Dataset items:
^^^^
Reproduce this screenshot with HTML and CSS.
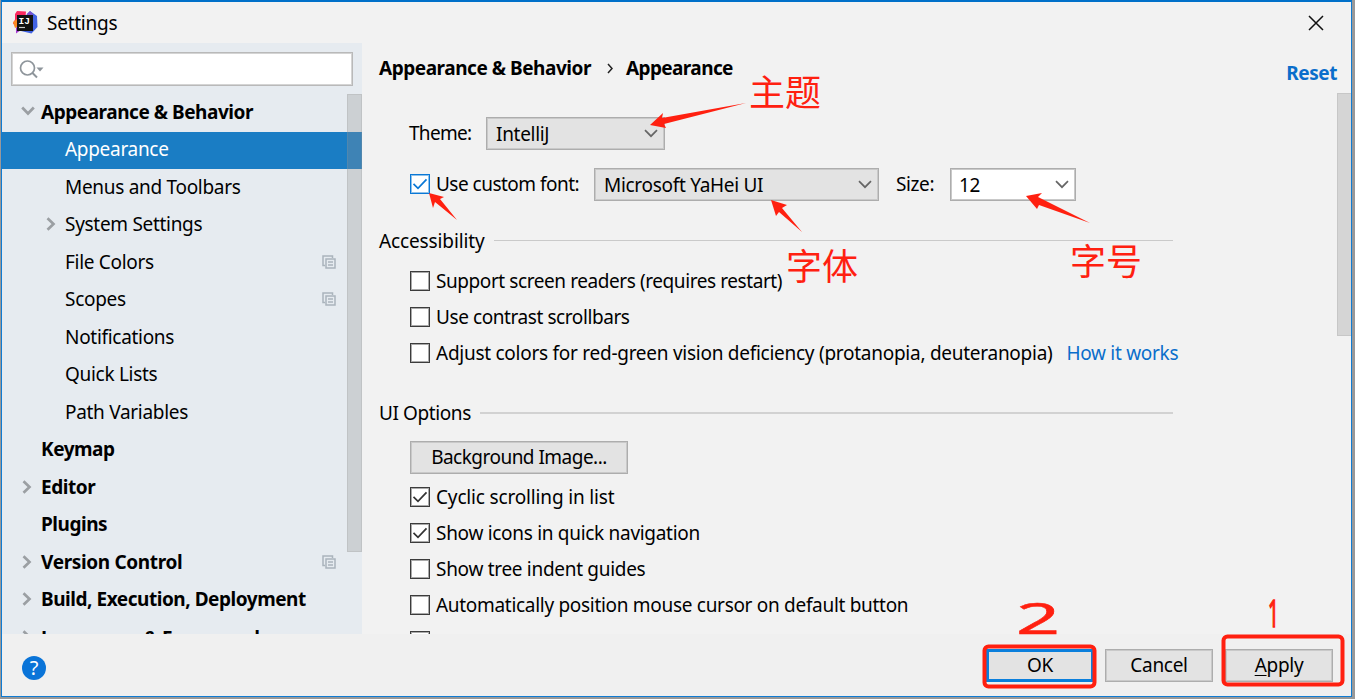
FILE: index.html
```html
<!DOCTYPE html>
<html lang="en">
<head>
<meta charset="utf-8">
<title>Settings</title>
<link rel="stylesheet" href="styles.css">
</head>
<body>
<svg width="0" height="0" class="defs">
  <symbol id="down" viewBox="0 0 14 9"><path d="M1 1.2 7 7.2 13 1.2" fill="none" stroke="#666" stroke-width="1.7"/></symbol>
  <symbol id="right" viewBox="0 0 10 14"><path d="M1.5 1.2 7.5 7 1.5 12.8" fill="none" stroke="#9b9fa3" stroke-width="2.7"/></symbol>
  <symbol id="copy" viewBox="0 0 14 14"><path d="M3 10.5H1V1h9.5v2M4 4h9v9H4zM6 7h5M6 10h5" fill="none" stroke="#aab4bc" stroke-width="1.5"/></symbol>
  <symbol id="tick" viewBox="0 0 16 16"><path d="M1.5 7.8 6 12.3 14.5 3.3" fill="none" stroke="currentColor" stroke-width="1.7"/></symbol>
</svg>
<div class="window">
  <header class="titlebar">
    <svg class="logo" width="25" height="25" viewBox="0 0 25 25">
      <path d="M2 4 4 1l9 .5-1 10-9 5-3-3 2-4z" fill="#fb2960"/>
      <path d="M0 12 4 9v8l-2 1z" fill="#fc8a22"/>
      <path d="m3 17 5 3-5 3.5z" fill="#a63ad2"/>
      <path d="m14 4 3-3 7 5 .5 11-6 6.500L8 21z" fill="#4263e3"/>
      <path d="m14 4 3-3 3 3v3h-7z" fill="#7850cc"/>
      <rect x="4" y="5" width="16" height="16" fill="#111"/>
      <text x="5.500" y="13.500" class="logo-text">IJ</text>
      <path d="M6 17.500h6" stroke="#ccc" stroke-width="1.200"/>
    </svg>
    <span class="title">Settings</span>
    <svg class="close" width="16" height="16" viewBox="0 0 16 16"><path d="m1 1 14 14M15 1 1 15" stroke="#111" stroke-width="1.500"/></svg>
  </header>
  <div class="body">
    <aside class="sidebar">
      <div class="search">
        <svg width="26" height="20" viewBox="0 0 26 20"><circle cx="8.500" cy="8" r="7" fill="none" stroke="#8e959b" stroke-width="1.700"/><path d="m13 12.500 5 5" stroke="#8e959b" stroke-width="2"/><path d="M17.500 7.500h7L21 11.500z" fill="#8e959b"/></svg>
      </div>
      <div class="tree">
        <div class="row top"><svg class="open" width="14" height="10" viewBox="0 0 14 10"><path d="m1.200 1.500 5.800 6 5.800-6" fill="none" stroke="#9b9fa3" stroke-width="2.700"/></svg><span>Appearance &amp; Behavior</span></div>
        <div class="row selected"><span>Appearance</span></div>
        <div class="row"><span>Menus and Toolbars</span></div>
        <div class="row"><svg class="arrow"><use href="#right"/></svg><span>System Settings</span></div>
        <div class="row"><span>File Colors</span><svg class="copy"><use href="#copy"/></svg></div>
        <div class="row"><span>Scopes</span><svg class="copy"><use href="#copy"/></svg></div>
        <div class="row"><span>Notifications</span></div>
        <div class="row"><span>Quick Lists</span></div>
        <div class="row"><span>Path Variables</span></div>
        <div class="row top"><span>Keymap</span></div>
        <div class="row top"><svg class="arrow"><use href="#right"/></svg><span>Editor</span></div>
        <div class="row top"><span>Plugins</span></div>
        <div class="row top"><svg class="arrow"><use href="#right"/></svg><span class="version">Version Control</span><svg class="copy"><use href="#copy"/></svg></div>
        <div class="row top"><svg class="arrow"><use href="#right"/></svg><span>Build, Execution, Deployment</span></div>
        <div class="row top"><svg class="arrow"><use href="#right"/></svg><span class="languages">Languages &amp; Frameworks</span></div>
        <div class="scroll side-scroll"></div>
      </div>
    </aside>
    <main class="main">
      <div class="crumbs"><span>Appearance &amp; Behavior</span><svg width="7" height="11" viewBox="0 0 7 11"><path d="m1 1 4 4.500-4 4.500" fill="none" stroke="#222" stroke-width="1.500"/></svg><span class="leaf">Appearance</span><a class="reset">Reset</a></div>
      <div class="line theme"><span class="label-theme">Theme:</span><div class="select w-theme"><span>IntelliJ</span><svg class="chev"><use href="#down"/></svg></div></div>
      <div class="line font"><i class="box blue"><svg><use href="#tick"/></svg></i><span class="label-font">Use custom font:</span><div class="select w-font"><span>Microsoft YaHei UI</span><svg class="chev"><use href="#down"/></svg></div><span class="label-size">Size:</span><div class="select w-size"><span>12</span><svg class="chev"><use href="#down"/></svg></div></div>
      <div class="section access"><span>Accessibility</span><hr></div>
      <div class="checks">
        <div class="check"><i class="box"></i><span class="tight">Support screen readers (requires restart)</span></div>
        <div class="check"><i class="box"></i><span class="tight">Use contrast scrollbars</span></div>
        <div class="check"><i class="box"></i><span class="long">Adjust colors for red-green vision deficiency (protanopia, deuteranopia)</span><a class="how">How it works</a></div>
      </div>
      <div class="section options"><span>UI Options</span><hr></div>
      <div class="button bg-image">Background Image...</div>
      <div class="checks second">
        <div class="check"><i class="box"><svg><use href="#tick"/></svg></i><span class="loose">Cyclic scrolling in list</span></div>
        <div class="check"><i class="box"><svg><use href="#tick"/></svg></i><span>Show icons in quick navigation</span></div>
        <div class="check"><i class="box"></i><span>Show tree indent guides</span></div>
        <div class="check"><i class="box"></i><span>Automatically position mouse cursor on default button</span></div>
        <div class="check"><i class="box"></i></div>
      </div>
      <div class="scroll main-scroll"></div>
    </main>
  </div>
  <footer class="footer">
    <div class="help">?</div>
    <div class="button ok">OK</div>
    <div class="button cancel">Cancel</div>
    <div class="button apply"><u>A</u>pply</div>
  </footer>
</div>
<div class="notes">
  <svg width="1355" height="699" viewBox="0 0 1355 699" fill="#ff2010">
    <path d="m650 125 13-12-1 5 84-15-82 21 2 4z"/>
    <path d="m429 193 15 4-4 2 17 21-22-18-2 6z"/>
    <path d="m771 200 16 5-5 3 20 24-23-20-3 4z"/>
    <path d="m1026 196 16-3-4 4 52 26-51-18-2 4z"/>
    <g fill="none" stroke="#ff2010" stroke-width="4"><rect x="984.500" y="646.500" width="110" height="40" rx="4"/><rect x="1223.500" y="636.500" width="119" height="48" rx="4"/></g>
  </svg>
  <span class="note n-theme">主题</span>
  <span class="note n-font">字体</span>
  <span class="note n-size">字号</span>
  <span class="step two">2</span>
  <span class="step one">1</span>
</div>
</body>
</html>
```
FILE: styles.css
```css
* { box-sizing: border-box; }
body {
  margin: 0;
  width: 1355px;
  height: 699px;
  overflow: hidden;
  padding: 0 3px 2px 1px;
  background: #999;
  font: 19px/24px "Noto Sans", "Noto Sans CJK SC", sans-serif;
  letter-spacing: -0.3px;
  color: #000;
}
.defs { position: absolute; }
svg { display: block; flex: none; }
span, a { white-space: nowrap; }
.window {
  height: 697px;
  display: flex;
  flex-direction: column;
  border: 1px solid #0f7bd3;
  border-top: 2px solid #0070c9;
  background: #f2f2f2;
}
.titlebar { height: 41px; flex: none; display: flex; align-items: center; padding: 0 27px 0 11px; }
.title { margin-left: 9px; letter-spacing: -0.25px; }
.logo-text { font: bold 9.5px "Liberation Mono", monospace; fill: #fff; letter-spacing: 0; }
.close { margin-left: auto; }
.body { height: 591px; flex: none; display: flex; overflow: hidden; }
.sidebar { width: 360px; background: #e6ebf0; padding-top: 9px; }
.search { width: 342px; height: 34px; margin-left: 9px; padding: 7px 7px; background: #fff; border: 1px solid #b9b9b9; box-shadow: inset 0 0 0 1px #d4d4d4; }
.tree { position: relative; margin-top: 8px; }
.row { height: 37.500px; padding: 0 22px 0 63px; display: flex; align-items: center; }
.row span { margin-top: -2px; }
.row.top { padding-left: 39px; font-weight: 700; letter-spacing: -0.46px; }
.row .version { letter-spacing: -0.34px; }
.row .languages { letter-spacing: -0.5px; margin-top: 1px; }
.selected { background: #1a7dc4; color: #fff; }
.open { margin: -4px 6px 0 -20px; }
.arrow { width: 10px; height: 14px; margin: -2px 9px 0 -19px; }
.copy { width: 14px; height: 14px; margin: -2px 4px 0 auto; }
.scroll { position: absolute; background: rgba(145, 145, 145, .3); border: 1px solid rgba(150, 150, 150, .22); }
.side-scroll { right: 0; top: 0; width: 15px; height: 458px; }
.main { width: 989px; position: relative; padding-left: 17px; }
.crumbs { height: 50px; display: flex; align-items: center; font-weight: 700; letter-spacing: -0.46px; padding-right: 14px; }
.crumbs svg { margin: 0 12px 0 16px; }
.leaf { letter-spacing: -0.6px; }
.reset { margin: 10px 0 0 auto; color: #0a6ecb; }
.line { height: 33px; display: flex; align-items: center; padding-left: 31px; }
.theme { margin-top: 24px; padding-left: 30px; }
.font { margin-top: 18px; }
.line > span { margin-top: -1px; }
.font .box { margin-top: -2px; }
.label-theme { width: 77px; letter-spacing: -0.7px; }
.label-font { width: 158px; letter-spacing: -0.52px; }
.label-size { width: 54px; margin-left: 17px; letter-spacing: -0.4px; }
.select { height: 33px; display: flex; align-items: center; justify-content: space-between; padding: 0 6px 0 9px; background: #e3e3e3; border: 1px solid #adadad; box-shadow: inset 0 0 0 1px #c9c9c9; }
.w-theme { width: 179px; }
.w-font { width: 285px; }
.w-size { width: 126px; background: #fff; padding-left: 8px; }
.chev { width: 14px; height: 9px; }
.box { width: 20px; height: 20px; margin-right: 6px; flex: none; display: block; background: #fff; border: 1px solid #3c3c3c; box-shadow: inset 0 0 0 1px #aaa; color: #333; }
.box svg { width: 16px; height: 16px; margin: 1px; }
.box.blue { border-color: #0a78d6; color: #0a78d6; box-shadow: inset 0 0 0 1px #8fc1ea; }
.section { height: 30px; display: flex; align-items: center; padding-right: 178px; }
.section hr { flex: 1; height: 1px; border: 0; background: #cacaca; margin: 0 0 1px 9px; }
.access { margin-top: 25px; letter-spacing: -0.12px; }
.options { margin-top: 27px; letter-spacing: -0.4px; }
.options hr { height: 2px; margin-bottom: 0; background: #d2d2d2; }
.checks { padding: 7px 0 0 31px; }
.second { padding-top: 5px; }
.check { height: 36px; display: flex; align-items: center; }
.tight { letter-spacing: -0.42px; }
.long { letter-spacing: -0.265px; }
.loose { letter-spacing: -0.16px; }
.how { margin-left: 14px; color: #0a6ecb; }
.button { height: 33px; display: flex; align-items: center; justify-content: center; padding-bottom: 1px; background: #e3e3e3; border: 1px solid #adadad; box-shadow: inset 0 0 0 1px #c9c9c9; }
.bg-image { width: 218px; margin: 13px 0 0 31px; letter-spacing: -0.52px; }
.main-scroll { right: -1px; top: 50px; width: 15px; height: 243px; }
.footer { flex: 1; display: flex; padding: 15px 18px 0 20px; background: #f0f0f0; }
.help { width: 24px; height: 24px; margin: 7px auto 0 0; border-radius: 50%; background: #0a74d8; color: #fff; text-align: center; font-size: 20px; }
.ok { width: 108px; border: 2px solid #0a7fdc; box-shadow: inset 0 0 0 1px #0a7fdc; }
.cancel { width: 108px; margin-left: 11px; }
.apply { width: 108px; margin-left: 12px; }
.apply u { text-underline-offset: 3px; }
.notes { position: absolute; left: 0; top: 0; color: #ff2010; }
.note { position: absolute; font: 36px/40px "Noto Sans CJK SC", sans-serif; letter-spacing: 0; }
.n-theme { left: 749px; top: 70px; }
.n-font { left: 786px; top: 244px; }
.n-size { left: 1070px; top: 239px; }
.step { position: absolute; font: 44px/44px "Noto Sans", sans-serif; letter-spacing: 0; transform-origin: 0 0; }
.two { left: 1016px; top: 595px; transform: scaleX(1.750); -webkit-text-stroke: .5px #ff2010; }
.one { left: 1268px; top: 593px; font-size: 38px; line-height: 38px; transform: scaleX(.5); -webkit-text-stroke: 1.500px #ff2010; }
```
^^^^
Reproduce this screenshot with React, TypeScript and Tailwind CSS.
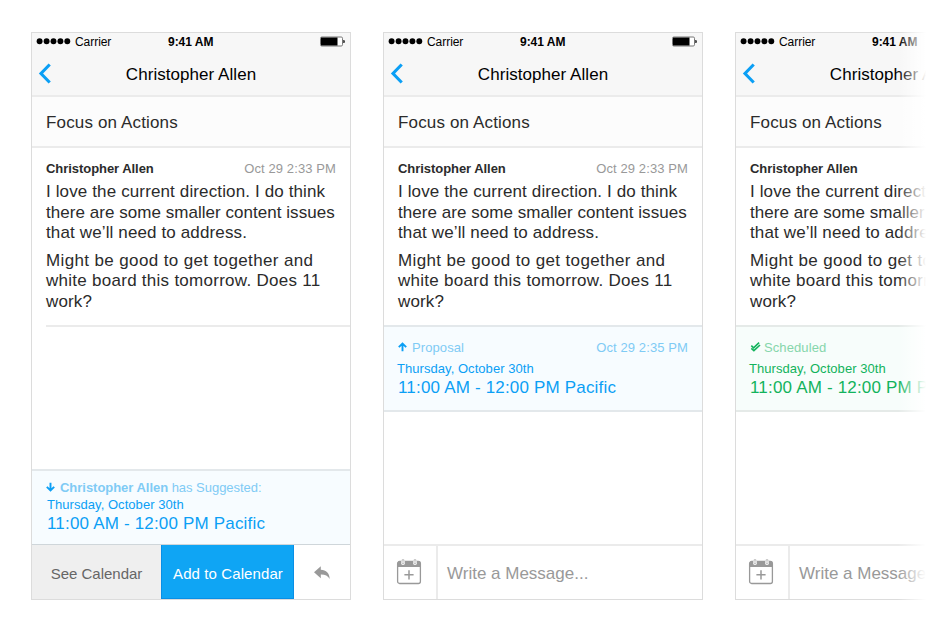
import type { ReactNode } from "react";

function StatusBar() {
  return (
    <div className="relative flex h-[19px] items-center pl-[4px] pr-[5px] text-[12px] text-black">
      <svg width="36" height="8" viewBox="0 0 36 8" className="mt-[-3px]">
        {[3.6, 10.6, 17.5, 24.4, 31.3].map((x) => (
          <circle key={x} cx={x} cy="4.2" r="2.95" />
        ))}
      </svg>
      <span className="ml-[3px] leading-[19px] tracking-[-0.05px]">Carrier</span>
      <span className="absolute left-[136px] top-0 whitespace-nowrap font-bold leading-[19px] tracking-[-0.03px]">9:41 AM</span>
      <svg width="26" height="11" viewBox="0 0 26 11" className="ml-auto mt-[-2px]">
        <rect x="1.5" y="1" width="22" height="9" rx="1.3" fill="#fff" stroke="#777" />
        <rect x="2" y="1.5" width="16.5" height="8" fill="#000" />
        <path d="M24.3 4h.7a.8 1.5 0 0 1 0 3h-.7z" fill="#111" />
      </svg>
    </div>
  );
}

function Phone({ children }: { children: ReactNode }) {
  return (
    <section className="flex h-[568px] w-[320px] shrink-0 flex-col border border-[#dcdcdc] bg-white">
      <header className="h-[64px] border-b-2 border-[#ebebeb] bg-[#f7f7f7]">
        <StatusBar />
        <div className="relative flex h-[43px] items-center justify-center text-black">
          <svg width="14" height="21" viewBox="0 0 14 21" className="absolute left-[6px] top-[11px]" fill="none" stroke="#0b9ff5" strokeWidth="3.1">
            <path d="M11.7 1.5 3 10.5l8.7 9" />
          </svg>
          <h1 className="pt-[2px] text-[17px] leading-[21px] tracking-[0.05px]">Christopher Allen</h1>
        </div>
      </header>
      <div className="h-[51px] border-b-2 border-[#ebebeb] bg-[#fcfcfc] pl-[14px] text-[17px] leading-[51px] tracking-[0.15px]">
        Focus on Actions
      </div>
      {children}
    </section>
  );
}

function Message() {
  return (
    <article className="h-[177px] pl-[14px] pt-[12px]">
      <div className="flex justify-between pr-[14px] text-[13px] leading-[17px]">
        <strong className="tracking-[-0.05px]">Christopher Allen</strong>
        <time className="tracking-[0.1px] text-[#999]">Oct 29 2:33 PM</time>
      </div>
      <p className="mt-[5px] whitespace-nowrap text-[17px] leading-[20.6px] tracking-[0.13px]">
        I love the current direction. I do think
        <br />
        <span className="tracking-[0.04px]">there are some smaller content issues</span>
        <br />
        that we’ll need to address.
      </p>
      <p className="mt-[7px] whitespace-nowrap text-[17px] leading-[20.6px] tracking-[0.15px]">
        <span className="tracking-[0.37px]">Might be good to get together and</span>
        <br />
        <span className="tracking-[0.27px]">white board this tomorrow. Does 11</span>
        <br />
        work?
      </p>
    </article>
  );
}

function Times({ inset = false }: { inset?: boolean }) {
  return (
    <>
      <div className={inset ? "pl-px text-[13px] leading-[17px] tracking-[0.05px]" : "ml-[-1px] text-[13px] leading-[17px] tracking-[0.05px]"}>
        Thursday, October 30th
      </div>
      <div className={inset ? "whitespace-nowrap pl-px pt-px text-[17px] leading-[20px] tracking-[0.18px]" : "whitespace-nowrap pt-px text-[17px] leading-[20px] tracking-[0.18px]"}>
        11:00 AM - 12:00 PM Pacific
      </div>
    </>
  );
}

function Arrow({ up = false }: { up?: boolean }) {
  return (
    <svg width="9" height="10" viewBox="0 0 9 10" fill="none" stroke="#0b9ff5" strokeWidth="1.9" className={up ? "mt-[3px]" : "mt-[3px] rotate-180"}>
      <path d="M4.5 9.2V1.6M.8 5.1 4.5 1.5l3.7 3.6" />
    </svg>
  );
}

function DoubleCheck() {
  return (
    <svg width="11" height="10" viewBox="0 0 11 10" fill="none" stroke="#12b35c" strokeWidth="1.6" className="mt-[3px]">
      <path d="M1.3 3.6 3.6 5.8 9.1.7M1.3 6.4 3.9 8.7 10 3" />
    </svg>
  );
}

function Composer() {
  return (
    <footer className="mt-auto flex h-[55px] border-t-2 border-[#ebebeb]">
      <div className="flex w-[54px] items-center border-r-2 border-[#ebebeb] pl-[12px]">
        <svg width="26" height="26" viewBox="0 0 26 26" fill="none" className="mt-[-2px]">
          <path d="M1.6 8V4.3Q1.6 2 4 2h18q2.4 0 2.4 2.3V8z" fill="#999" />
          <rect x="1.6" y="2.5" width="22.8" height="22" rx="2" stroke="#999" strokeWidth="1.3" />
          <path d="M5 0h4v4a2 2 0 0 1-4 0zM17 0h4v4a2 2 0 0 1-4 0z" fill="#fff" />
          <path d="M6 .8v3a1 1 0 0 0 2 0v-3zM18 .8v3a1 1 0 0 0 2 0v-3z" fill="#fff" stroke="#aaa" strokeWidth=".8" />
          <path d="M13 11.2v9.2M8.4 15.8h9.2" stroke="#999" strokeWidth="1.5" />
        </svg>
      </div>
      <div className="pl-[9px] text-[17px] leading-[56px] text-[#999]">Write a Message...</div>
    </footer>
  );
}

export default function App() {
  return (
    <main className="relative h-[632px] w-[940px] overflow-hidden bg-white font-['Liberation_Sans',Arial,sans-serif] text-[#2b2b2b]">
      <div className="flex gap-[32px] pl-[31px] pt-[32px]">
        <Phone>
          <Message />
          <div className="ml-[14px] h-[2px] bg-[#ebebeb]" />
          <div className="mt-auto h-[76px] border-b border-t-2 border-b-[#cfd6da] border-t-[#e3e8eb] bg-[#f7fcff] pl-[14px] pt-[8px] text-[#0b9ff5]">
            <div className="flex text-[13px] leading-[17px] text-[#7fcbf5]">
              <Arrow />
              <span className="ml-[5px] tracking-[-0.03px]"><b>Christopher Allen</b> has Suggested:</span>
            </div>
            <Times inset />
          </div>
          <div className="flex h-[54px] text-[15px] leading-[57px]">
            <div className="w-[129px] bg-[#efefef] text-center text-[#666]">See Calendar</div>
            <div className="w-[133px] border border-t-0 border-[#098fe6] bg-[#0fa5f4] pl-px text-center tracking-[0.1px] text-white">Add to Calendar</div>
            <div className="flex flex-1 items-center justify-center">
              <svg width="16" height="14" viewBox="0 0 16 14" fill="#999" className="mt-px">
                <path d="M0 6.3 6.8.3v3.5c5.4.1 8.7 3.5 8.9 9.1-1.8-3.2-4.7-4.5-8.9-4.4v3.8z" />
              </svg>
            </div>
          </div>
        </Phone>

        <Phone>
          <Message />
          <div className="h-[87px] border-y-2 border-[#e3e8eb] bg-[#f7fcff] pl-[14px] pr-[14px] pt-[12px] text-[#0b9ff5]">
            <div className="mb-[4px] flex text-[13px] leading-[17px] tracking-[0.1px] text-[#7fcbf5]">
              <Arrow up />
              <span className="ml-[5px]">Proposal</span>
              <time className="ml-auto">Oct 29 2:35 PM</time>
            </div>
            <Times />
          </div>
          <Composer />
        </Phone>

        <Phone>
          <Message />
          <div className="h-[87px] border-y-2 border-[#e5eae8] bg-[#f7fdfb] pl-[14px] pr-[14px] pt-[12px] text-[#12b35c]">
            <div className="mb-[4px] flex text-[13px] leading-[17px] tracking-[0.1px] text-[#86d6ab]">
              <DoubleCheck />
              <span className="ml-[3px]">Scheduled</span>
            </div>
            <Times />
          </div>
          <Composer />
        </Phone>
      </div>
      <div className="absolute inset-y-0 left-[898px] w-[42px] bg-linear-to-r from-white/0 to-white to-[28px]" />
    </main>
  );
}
^^^^
What you need to do: Determine how many lines in the records contain "this", and reply with the number only.

Task answer: 3